If we're doing card-based combat, I could definitely see minions being treated more like equipment in an encounter's hand rather than separate players unto themselves. In fact, the GM probably shouldn't be managing more than one hand even when there's multiple powerful monsters involved. Instead of each monster having their own hand, I'd give each monster their own tableau. The GM can play cards onto a monster's tableau and the party can deal damage to fill up the monster's tableau, thus decreasing the total number of effects the GM can have out at one time.
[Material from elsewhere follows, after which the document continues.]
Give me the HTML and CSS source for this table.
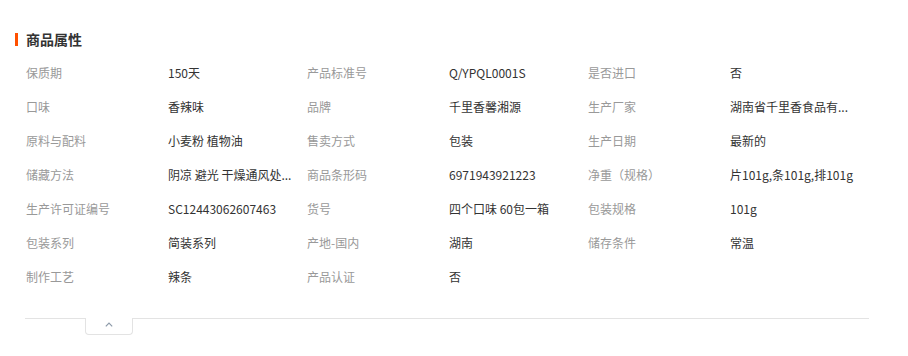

Trash minions like your standard goblins or gnolls or whatever can probably be played outside those tableaus, while equipment and abilities have to be played on the tableau of a monster capable of using that ability. So, if you have a death knight and a necromancer, you can play plate armor on the death knight but not on the necromancer, and you can play ray of enfeeblement on the necromancer but not on the death knight. Playing skeleton cards off of the tableau might also require that the necromancer's tableau have a free spot on it, something you could represent by having the last card slot on the necromancer tableau have "animate dead" or whatever printed on it. Alternatively, animate dead could be a specific card that the necromancer can play on his tableau that allows skeleton cards to be played off of it, but that runs into the problem where the GM's hand might fill up with useless skeleton cards that he can't deploy because he can't find any of his animate dead cards.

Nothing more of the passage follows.